Wer würde denn so reagieren, wenn er erfährt, dass ihn einer verrät? Wer würde so, voller Verständnis, auf den anderen zugehen? Das ist doch schon fast unmenschlich, was Gerhard Schöne hier besingt. Und doch ist es genau das, was auch Jesus tut und sagt: Setz dich zu mir, Bruder Judas! Mit allen feiert er das Sedermahl, das Mahl am Passah-Abend. Auch mit dem, der ihn verraten wird. Und mit Petrus, der ihn am nächsten Tag dreimal verleugnen wird. Mit seinen Jüngern, die in dieser Nacht einschlafen werden, wo er sie doch so dringend gebrauchen könnte, damit sie mit ihm diese Nacht durchwachen und mit ihm beten. Jesus lädt sie alle an seinen Tisch. Alle diese Verräter und Versager. Alle sind sie bei ihm willkommen, denn was er will, das ist nicht Streit, sondern Versöhnung. Gemeinsam Brot essen und Wein trinken, das bindet zusammen. Das schafft Gemeinschaft. Alle lädt er ein.

Ich weiß es nicht mehr genau, ich denke, es war ein Satz von Dietrich Bonhoeffer. Auf jeden Fall stammte es aus der Zeit des Dritten Reichs, diese Beschreibung des Abendmahls: Da stehen der Kriegstreiber und der Pazifist nebeneinander. Im normalen Leben die absoluten Gegner, die sich vielleicht nicht einmal die Hand geben würden – doch im Abendmahl sind sie alle vereint, versöhnt.
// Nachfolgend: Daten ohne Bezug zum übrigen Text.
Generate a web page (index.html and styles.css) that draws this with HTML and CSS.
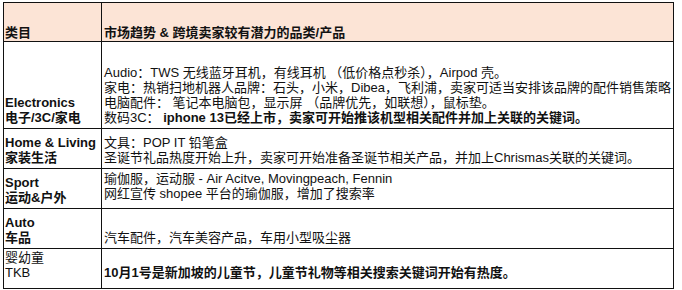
FILE: index.html
```html
<!DOCTYPE html>
<html lang="zh">
<head>
<meta charset="utf-8">
<title>市场趋势</title>
<link rel="stylesheet" href="styles.css">
</head>
<body>
<div class="trend">
  <div class="cell head">类目</div>
  <div class="cell head desc">市场趋势 &amp; 跨境卖家较有潜力的品类/产品</div>

  <div class="cell cat"><b>Electronics</b><b>电子/3C/家电</b></div>
  <div class="cell desc">
    <span>Audio：TWS 无线蓝牙耳机，有线耳机 （低价格点秒杀），Airpod 壳。</span>
    <span>家电：热销扫地机器人品牌：石头，小米，Dibea，飞利浦，卖家可适当安排该品牌的配件销售策略</span>
    <span>电脑配件：&nbsp;笔记本电脑包，显示屏 （品牌优先，如联想），鼠标垫。</span>
    <span>数码3C：&nbsp;<b>iphone 13已经上市，卖家可开始推该机型相关配件并加上关联的关键词。</b></span>
  </div>

  <div class="cell cat"><b>Home &amp; Living</b><b>家装生活</b></div>
  <div class="cell desc">
    <span>文具：POP IT 铅笔盒</span>
    <span>圣诞节礼品热度开始上升，卖家可开始准备圣诞节相关产品，并加上Chrismas关联的关键词。</span>
  </div>

  <div class="cell cat"><b>Sport</b><b>运动&amp;户外</b></div>
  <div class="cell desc raised">
    <span>瑜伽服，运动服 - Air Acitve, Movingpeach, Fennin</span>
    <span>网红宣传 shopee 平台的瑜伽服，增加了搜索率</span>
  </div>

  <div class="cell cat"><b>Auto</b><b>车品</b></div>
  <div class="cell desc">
    <span>汽车配件，汽车美容产品，车用小型吸尘器</span>
  </div>

  <div class="cell cat last"><span>婴幼童</span><span>TKB</span></div>
  <div class="cell desc last">
    <b>10月1号是新加坡的儿童节，儿童节礼物等相关搜索关键词开始有热度。</b>
  </div>
</div>
</body>
</html>
```

FILE: styles.css
```css
html, body {
  margin: 0;
  padding: 0;
  background: #fff;
}
body {
  padding: 2px 0 0 3px;
  font-family: "Liberation Sans", "Noto Sans CJK SC", sans-serif;
  font-size: 13px;
  line-height: 15px;
  color: #111;
}
.trend {
  display: grid;
  grid-template-columns: 97px 571px;
  grid-template-rows: 38px 86px 39px 39px 39px 39px;
  gap: 1px;
  padding: 1px;
  width: max-content;
  background: #111;
}
.cell {
  background: #fff;
  display: flex;
  flex-direction: column;
  justify-content: flex-end;
  padding: 0 1px 3px 1px;
  white-space: nowrap;
  overflow: hidden;
}
.cell.desc {
  padding-left: 2px;
  padding-right: 0;
}
.cell.head {
  background: #fce4d6;
  font-weight: bold;
  padding-bottom: 1px;
}
.cell.raised { padding-bottom: 7px; }
.cell.last { padding-bottom: 8px; }
.cell b { font-weight: bold; }
```
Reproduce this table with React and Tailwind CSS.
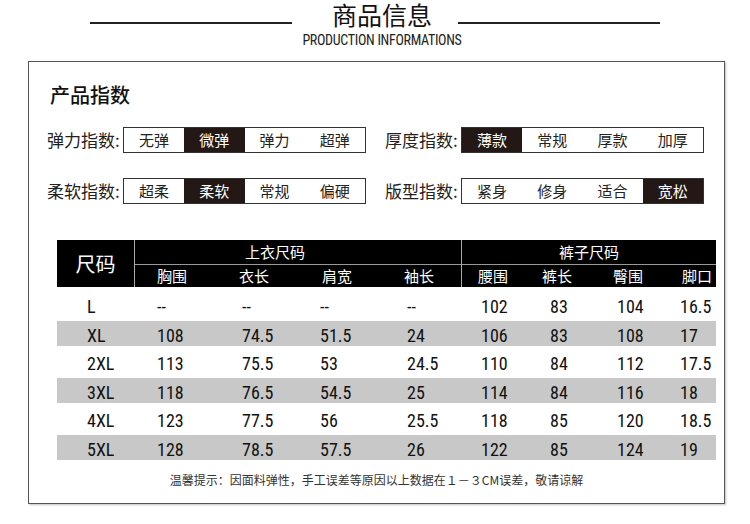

Jesus Christus bringt sie zusammen, bringt sie zurück an einen Tisch. Und wenn wir sein Mahl ernst nehmen, dann können wir anschließend auch nicht mehr einander verachten. Wir gehören zusammen. Das Mahl Jesu, es versöhnt uns und verbindet uns. „Setz dich zu mir, Bruder Judas!“ Auch ich habe Fehler. Auch ich weiß, dass ich die Liebe Gottes eigentlich nie verdient hätte. Auch ich bin auf Gottes Gnade angewiesen, genauso wie du. Dadurch werden die Fehler, die wir haben, nicht einfach ungeschehen gemacht. Aber sie entzweien uns nicht mehr voneinander. Jesus lädt uns, vor seinem Tod, ein zu seinem Mahl der Versöhnung und des Friedens. Daran lasst uns denken, wenn wir jetzt gemeinsam tun, wie er es uns geboten hat. 

Und der Friede Gottes, der höher ist als alle unsere menschliche Vernunft, bewahre unsere Herzen und Sinne in Christus Jesus. Amen.